[Records with interface code]
****************
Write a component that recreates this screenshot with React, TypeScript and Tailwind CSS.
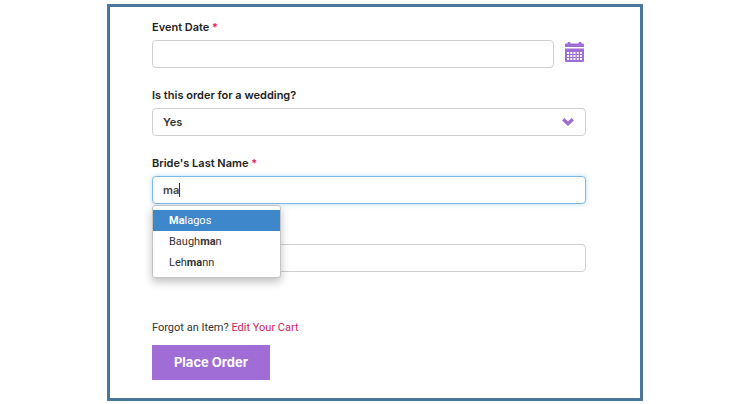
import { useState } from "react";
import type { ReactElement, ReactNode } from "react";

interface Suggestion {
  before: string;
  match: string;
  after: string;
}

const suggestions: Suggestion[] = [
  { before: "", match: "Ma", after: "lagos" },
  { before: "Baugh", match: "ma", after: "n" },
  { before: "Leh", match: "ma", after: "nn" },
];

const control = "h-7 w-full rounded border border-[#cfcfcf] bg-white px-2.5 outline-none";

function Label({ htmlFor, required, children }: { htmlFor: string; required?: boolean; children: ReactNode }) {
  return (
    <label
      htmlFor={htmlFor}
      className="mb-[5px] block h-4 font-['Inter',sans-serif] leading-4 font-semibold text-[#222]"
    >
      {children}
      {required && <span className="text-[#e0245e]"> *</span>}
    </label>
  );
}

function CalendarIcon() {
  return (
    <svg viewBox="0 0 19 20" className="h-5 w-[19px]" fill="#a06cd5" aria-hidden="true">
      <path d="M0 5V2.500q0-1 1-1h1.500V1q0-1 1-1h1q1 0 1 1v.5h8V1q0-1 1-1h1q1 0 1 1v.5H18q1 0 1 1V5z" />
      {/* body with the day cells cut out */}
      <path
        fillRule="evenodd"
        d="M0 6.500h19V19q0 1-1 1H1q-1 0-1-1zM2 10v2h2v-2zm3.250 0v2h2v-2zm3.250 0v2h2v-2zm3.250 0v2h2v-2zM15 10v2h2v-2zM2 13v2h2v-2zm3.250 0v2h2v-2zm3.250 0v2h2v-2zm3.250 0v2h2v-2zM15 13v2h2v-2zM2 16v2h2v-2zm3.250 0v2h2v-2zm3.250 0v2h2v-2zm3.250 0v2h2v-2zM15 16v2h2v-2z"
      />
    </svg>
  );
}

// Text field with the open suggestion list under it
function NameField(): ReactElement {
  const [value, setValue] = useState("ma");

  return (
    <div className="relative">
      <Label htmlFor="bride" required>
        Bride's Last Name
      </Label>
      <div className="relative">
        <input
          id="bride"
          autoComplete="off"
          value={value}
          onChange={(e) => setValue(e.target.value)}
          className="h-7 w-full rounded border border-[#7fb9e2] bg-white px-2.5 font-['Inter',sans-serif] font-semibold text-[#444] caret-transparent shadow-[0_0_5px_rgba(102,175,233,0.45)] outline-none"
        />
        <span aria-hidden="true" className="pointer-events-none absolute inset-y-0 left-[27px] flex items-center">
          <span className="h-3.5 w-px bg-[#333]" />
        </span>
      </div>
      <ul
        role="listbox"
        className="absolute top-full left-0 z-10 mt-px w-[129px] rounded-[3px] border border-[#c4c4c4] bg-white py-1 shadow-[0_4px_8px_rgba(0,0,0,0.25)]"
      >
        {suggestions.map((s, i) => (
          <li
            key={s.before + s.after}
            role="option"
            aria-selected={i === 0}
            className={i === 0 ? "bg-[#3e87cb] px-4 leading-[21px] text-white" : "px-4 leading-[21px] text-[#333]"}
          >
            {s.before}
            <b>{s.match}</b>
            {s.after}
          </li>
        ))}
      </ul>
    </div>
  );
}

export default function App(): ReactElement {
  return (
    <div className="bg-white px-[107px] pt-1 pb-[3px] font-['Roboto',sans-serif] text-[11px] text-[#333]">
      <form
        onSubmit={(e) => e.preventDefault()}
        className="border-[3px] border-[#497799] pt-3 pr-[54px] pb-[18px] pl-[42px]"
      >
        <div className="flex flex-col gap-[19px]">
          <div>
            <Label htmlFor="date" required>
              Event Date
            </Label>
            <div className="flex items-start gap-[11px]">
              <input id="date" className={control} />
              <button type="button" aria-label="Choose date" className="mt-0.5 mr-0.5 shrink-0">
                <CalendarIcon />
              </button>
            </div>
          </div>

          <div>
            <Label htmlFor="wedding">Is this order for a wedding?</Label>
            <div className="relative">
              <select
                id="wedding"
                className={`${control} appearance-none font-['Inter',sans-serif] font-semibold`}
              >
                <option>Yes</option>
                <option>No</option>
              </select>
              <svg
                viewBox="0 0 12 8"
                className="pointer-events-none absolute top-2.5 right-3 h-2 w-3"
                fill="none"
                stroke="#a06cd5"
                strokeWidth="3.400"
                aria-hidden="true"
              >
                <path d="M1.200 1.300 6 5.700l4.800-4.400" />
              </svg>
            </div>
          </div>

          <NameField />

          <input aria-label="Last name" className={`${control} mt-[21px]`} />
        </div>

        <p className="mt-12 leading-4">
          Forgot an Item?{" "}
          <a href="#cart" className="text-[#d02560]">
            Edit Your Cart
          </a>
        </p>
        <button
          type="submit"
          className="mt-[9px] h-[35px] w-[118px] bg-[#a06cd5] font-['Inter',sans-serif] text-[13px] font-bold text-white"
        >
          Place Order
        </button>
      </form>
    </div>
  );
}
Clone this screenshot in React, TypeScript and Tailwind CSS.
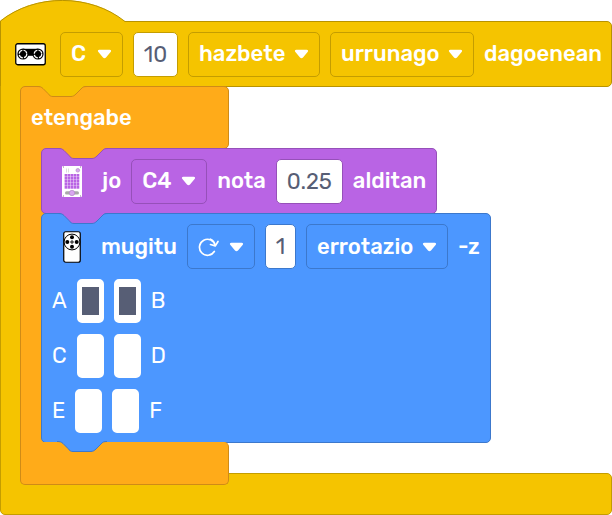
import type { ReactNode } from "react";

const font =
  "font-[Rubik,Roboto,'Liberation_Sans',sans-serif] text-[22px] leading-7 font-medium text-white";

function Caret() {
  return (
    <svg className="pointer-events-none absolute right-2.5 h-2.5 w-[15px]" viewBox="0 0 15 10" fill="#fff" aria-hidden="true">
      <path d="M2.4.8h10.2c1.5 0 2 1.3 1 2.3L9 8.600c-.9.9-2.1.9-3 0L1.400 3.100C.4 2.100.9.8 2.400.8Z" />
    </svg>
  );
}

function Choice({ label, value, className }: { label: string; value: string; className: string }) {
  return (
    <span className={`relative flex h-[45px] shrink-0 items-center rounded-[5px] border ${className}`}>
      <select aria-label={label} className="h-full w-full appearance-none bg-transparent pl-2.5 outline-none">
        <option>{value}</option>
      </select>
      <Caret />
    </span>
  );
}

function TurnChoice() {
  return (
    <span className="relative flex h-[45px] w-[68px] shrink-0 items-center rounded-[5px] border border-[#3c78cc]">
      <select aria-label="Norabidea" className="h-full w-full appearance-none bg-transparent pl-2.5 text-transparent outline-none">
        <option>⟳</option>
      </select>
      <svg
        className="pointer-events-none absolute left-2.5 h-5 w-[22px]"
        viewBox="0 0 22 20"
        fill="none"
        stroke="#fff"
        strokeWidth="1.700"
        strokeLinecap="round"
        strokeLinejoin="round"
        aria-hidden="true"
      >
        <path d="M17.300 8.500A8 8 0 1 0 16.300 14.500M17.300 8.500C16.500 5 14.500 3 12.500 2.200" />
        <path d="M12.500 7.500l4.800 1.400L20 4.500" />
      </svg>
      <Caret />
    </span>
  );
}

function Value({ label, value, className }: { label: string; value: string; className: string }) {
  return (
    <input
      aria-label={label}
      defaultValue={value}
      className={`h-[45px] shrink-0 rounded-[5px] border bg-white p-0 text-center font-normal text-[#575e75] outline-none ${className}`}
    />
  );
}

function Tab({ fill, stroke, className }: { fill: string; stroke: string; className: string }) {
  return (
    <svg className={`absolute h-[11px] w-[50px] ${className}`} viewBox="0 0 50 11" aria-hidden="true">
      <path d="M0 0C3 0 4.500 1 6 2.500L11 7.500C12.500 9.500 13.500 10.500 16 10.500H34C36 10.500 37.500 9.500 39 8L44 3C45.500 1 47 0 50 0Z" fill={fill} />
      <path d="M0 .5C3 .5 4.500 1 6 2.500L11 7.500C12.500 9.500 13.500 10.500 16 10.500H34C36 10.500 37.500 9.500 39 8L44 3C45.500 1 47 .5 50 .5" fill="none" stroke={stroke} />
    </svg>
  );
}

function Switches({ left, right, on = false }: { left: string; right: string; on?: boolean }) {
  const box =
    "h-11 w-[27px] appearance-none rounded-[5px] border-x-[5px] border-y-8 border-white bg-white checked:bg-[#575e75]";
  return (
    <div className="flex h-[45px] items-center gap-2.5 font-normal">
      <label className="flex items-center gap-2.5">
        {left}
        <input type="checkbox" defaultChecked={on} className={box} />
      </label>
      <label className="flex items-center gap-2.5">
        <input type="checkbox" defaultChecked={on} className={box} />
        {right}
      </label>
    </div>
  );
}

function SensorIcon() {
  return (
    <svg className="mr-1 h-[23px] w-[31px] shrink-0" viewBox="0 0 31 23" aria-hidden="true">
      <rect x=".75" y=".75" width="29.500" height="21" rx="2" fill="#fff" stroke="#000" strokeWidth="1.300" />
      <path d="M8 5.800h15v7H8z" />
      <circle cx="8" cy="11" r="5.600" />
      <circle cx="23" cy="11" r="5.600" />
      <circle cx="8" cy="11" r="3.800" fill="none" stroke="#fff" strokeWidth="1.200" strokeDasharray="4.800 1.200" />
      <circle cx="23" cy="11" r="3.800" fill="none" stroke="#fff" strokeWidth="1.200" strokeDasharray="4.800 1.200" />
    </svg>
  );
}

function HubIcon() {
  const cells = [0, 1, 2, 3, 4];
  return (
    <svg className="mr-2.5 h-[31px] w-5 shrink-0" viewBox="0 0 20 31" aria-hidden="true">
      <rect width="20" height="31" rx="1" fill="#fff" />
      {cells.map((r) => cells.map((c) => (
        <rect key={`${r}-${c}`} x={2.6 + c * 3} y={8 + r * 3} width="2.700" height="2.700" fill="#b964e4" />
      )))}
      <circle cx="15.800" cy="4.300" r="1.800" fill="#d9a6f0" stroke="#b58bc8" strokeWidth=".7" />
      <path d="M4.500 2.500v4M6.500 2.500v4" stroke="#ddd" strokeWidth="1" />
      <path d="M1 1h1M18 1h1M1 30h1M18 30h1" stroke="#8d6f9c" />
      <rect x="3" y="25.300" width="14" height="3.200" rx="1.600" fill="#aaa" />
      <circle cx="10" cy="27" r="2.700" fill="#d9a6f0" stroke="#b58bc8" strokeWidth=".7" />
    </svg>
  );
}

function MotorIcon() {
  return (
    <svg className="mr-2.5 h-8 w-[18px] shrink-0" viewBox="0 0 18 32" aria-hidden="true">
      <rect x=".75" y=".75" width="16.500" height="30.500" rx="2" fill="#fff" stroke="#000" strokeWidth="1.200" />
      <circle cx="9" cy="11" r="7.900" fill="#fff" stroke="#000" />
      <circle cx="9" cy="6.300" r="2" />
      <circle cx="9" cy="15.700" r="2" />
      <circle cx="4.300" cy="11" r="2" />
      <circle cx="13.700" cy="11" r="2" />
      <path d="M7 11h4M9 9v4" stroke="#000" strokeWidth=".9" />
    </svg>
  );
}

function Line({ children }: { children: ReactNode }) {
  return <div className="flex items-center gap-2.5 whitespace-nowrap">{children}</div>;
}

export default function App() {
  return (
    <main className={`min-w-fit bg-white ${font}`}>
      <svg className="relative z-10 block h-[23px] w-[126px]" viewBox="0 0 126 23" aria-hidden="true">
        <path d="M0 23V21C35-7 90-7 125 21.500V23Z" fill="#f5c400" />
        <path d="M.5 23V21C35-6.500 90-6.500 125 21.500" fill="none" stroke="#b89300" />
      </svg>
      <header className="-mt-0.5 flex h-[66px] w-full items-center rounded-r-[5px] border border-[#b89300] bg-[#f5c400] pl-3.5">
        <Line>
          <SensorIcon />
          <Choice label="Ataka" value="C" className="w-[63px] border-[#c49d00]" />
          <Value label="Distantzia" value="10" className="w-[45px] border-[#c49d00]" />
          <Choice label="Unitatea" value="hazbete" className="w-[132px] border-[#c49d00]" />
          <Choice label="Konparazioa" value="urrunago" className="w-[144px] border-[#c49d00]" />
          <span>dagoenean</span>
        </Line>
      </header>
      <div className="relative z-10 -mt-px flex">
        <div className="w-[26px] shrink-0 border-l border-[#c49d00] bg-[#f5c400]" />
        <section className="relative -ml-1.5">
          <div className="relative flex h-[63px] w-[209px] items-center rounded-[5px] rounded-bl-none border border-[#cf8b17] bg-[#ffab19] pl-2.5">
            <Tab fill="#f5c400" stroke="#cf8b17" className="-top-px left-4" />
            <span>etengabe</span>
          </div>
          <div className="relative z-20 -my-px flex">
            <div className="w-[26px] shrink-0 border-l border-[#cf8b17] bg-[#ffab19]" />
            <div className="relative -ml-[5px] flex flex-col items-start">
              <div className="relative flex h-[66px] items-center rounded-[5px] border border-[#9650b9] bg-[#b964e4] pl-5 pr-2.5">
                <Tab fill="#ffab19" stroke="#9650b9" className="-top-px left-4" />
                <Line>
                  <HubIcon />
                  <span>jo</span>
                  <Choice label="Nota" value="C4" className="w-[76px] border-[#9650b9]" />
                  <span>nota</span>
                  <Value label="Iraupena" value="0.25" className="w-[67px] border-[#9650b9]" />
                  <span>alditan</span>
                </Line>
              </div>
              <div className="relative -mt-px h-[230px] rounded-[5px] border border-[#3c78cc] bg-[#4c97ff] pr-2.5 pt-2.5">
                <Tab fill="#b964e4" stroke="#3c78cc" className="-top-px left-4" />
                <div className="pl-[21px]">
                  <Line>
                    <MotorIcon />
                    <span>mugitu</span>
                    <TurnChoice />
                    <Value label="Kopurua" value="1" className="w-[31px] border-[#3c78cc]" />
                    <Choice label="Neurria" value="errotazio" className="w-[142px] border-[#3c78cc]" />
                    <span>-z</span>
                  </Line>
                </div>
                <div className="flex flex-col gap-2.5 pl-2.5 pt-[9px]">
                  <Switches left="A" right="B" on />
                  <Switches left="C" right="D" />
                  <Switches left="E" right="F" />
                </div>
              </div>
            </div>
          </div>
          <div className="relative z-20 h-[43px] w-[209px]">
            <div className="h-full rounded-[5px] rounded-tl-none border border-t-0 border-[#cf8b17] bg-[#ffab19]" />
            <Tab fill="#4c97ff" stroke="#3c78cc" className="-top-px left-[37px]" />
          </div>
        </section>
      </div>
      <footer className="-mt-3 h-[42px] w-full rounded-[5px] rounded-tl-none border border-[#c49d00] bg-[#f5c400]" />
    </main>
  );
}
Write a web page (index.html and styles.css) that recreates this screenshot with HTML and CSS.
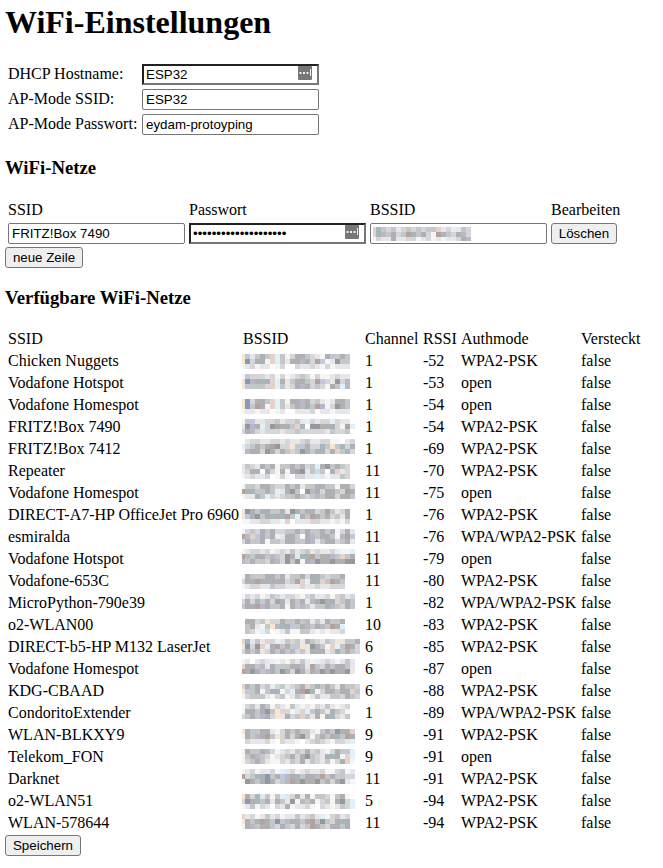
****************
GIVEN REQUEST: All lines above starting at the one with "Clone this screenshot" and ending at the one with "text-[22px] leading-7 font-medium", inclusive, are to be printed again exactly, with the pictures left out.

TASK ANSWER:
Clone this screenshot in React, TypeScript and Tailwind CSS.
import type { ReactNode } from "react";

const font =
  "font-[Rubik,Roboto,'Liberation_Sans',sans-serif] text-[22px] leading-7 font-medium text-white";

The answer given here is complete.